I’ve been watching the AI bookkeeping space closely because, well, it’s literally my livelihood on the line. Last month Pilot announced what they call a “fully autonomous AI Accountant”—a virtual worker that supposedly runs the entire bookkeeping and financial reporting process end to end with zero human intervention. They’ve trained it on data from 7,000+ startups over the past decade.
My first reaction was honestly a pit in my stomach. My second reaction was to actually read the fine print.
What Pilot Claims
The AI handles the full lifecycle: transaction categorization, bank reconciliation, accrual adjustments, financial statement preparation. They position it as a “full virtual worker” that replaces the need for a human bookkeeper entirely. Their Essentials plan connects your bank accounts and lets the bot run with minimal oversight.
What the Fine Print Says
Here’s the part that caught my eye: “If there is a judgment call that could have a real material impact, it will signal that it needs a human response before moving on, as only humans can make accountable decisions.”
So it’s not actually fully autonomous. It’s autonomous until it hits something hard, then it asks a human. The question is—who is that human? If you’re a startup founder with no accounting background, are you qualified to make that judgment call?
The Accuracy Problem Nobody Talks About
The industry claims 85-95% accuracy for AI categorization. That sounds great until you do the math. If you have 500 transactions per month and the AI gets 90% right, that’s 50 wrong transactions. Every. Single. Month.
And here’s the kicker from a recent analysis: “While AI can handle 90% of your data entry with nearly 98% accuracy, that remaining 2% is where the IRS lives.” They’re calling these errors “AI Slop”—hallucinations where the software makes a logically sound but legally incorrect guess. Without human oversight, these can trigger IRS scrutiny through their Discriminant Function scoring system.
Why I Think Beancount Users Should Care
This affects our community in two ways:
1. The market perception problem. When a VC-backed company markets “autonomous bookkeeping for $200/month,” how do you justify charging $1,500/month for manual Beancount-based bookkeeping? Even if your work is more accurate, the perception gap is real.

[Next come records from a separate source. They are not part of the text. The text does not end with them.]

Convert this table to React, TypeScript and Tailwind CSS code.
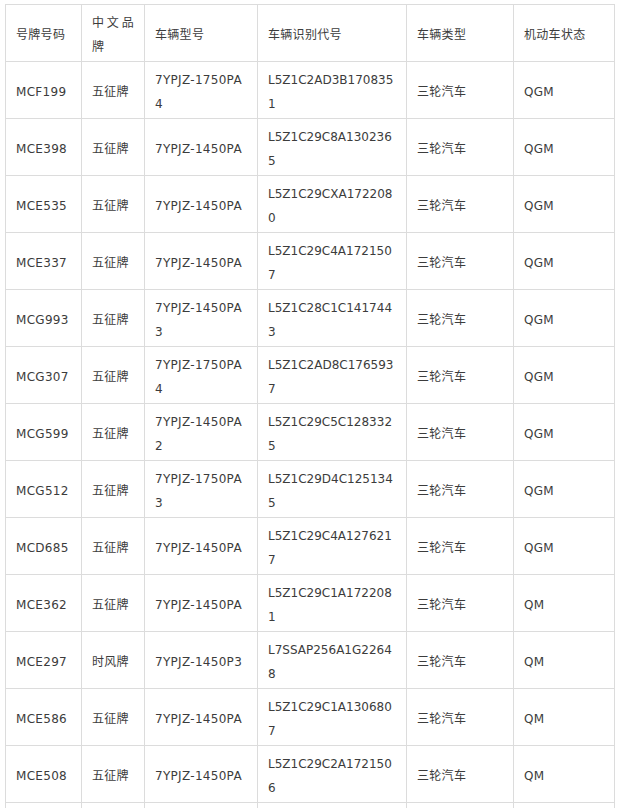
import React from 'react';

type Row = {
  plate: string;
  brand: string;
  model: string;
  vin: string;
  type: string;
  status: string;
};

const rows: Row[] = [
  { plate: 'MCF199', brand: '五征牌', model: '7YPJZ-1750PA4', vin: 'L5Z1C2AD3B1708351', type: '三轮汽车', status: 'QGM' },
  { plate: 'MCE398', brand: '五征牌', model: '7YPJZ-1450PA', vin: 'L5Z1C29C8A1302365', type: '三轮汽车', status: 'QGM' },
  { plate: 'MCE535', brand: '五征牌', model: '7YPJZ-1450PA', vin: 'L5Z1C29CXA1722080', type: '三轮汽车', status: 'QGM' },
  { plate: 'MCE337', brand: '五征牌', model: '7YPJZ-1450PA', vin: 'L5Z1C29C4A1721507', type: '三轮汽车', status: 'QGM' },
  { plate: 'MCG993', brand: '五征牌', model: '7YPJZ-1450PA3', vin: 'L5Z1C28C1C1417443', type: '三轮汽车', status: 'QGM' },
  { plate: 'MCG307', brand: '五征牌', model: '7YPJZ-1750PA4', vin: 'L5Z1C2AD8C1765937', type: '三轮汽车', status: 'QGM' },
  { plate: 'MCG599', brand: '五征牌', model: '7YPJZ-1450PA2', vin: 'L5Z1C29C5C1283325', type: '三轮汽车', status: 'QGM' },
  { plate: 'MCG512', brand: '五征牌', model: '7YPJZ-1750PA3', vin: 'L5Z1C29D4C1251345', type: '三轮汽车', status: 'QGM' },
  { plate: 'MCD685', brand: '五征牌', model: '7YPJZ-1450PA', vin: 'L5Z1C29C4A1276217', type: '三轮汽车', status: 'QGM' },
  { plate: 'MCE362', brand: '五征牌', model: '7YPJZ-1450PA', vin: 'L5Z1C29C1A1722081', type: '三轮汽车', status: 'QM' },
  { plate: 'MCE297', brand: '时风牌', model: '7YPJZ-1450P3', vin: 'L7SSAP256A1G22648', type: '三轮汽车', status: 'QM' },
  { plate: 'MCE586', brand: '五征牌', model: '7YPJZ-1450PA', vin: 'L5Z1C29C1A1306807', type: '三轮汽车', status: 'QM' },
  { plate: 'MCE508', brand: '五征牌', model: '7YPJZ-1450PA', vin: 'L5Z1C29C2A1721506', type: '三轮汽车', status: 'QM' },
];

const headers = ['号牌号码', '中文品牌', '车辆型号', '车辆识别代号', '车辆类型', '机动车状态'];

const cell =
  'border border-[#dcdcdc] px-[10px] pt-[6px] pb-[2px] h-[57px] align-middle text-justify break-all leading-6 tracking-[0.3px]';
// the VIN column is set a touch tighter so 16 characters fit on the first line
const vinCell =
  'border border-[#dcdcdc] px-[10px] pt-[6px] pb-[2px] h-[57px] align-middle text-justify break-all leading-6 tracking-normal';

export default function App() {
  return (
    <div
      className="bg-white pt-1 pl-[5px] text-[12px] text-[#3c3c3c]"
      style={{ fontFamily: '"DejaVu Sans", "Noto Sans CJK SC", sans-serif' }}
    >
      <table className="table-fixed border-collapse w-[609px]">
        <colgroup>
          <col className="w-[76px]" />
          <col className="w-[63px]" />
          <col className="w-[113px]" />
          <col className="w-[149px]" />
          <col className="w-[107px]" />
          <col className="w-[101px]" />
        </colgroup>
        <thead>
          <tr>
            {headers.map((h) => (
              <th key={h} className={`${cell} font-normal`}>
                {h}
              </th>
            ))}
          </tr>
        </thead>
        <tbody>
          {rows.map((r) => (
            <tr key={r.plate}>
              <td className={cell}>{r.plate}</td>
              <td className={cell}>{r.brand}</td>
              <td className={cell}>{r.model}</td>
              <td className={vinCell}>{r.vin}</td>
              <td className={cell}>{r.type}</td>
              <td className={cell}>{r.status}</td>
            </tr>
          ))}
          {/* next row, only its top edge is in view */}
          <tr>
            {headers.map((h) => (
              <td key={h} className={cell} />
            ))}
          </tr>
        </tbody>
      </table>
    </div>
  );
}
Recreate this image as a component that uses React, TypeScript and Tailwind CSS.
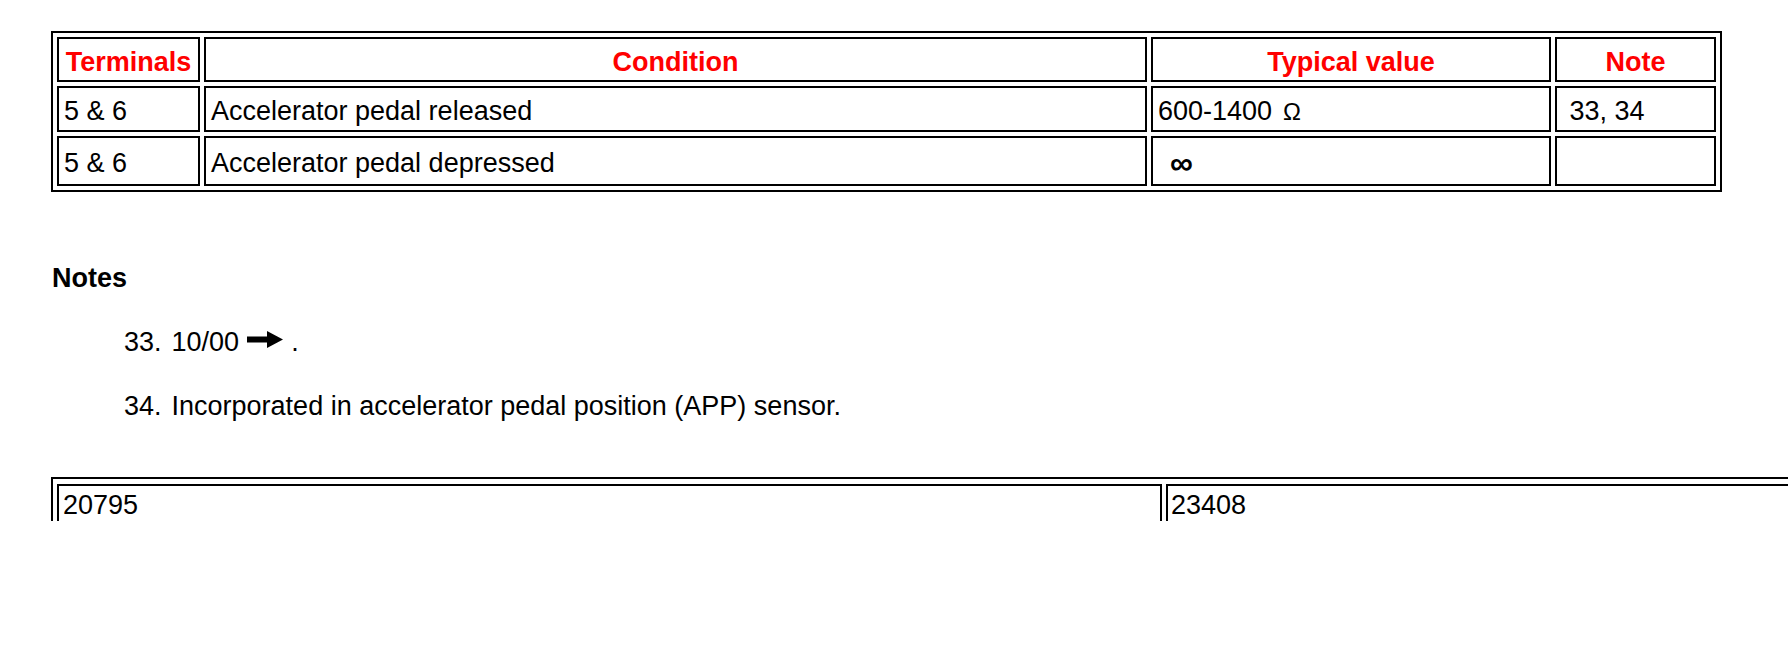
import React from "react";

function Arrow() {
  return (
    <svg width="36" height="17" viewBox="0 0 36 17" className="inline-block mb-[7px]">
      <polygon points="0,5.5 20,5.5 20,0 36,8.5 20,17 20,11.5 0,11.5" fill="#000" />
    </svg>
  );
}

export default function App() {
  const cell =
    "border-2 border-black flex items-center pt-[5px] px-[5px] leading-[31px] whitespace-nowrap";
  const head = cell + " justify-center text-[#ff0000] font-bold";
  return (
    <div className="w-[1788px] h-[670px] overflow-hidden bg-white text-black font-['Liberation_Sans',Arial,sans-serif] text-[27px]">
      <div className="pl-[51px] pt-[31px]">
        <div className="w-[1671px] border-2 border-black p-[4px] grid grid-cols-[143px_943px_400px_161px] grid-rows-[45px_46px_50px] gap-[4px]">
          <div className={head}>Terminals</div>
          <div className={head}>Condition</div>
          <div className={head}>Typical value</div>
          <div className={head}>Note</div>

          <div className={cell}>5 &amp; 6</div>
          <div className={cell}>Accelerator pedal released</div>
          <div className={cell}>
            <span>600-1400</span>
            <span className="ml-[11px] text-[24px]">Ω</span>
          </div>
          <div className={cell}>&nbsp;33, 34</div>

          <div className={cell}>5 &amp; 6</div>
          <div className={cell}>Accelerator pedal depressed</div>
          <div className={cell}>
            <span className="ml-[12px] font-bold text-[32px]">∞</span>
          </div>
          <div className={cell}></div>
        </div>
      </div>

      <div className="pl-[52px] mt-[71px] leading-[31px] font-bold">Notes</div>

      <div className="pl-[124px] mt-[33px] leading-[31px] flex items-center whitespace-nowrap">
        <span>33.</span>
        <span className="ml-[10px]">10/00</span>
        <span className="ml-[8px] flex items-center">
          <Arrow />
        </span>
        <span className="ml-[8px]">.</span>
      </div>
      <div className="pl-[124px] mt-[33px] leading-[31px] flex whitespace-nowrap">
        <span>34.</span>
        <span className="ml-[10px]">Incorporated in accelerator pedal position (APP) sensor.</span>
      </div>

      <div className="ml-[51px] mt-[55px] w-[2300px] h-[44px] border-t-2 border-l-2 border-black pt-[5px] pl-[4px] flex gap-[4px]">
        <div className="w-[1105px] h-full border-t-2 border-l-2 border-r-2 border-black pl-[4px] pt-[4px] leading-[31px]">
          20795
        </div>
        <div className="flex-1 h-full border-t-2 border-l-2 border-black pl-[3px] pt-[4px] leading-[31px]">
          23408
        </div>
      </div>
    </div>
  );
}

2. The validation opportunity. If AI bookkeeping produces output that needs human review anyway, there’s a massive opportunity for Beancount-skilled professionals to become the “audit layer” on top of AI output. Import Pilot’s categorized data → verify against bank statements in Beancount → flag discrepancies via Git diff → produce verified financial statements.
My Client Experience
I have a client (restaurant, ~800 transactions/month) who tried Pilot’s AI for three months before coming back to me. The AI categorized food supplier payments correctly 95% of the time—impressive. But it couldn’t distinguish between ingredients for the restaurant vs. catering supplies vs. personal groceries charged to the business card. It also miscategorized a $12,000 equipment lease payment as “office supplies” because the vendor name was generic.
Those “edge cases” are exactly where businesses get audited.
Questions for the Community
-
Has anyone used Pilot or similar autonomous AI bookkeeping tools? What was your experience with accuracy on non-obvious transactions?
-
For bookkeepers: Are you seeing clients leave for AI solutions? Are they coming back?
-
For the Beancount community specifically: Should we position ourselves as the “verification layer” that sits on top of AI bookkeeping? Import → Verify → Certify?
-
For the philosophical debate: Is “good enough” bookkeeping (90-95% accurate, automated) actually good enough for most small businesses? Or is the 5-10% error rate a ticking time bomb?
I’m genuinely torn. The automation is impressive, and I don’t want to be the person defending horse-drawn carriages against automobiles. But I also know from 10 years of experience that the transactions AI gets wrong are exactly the ones that matter most.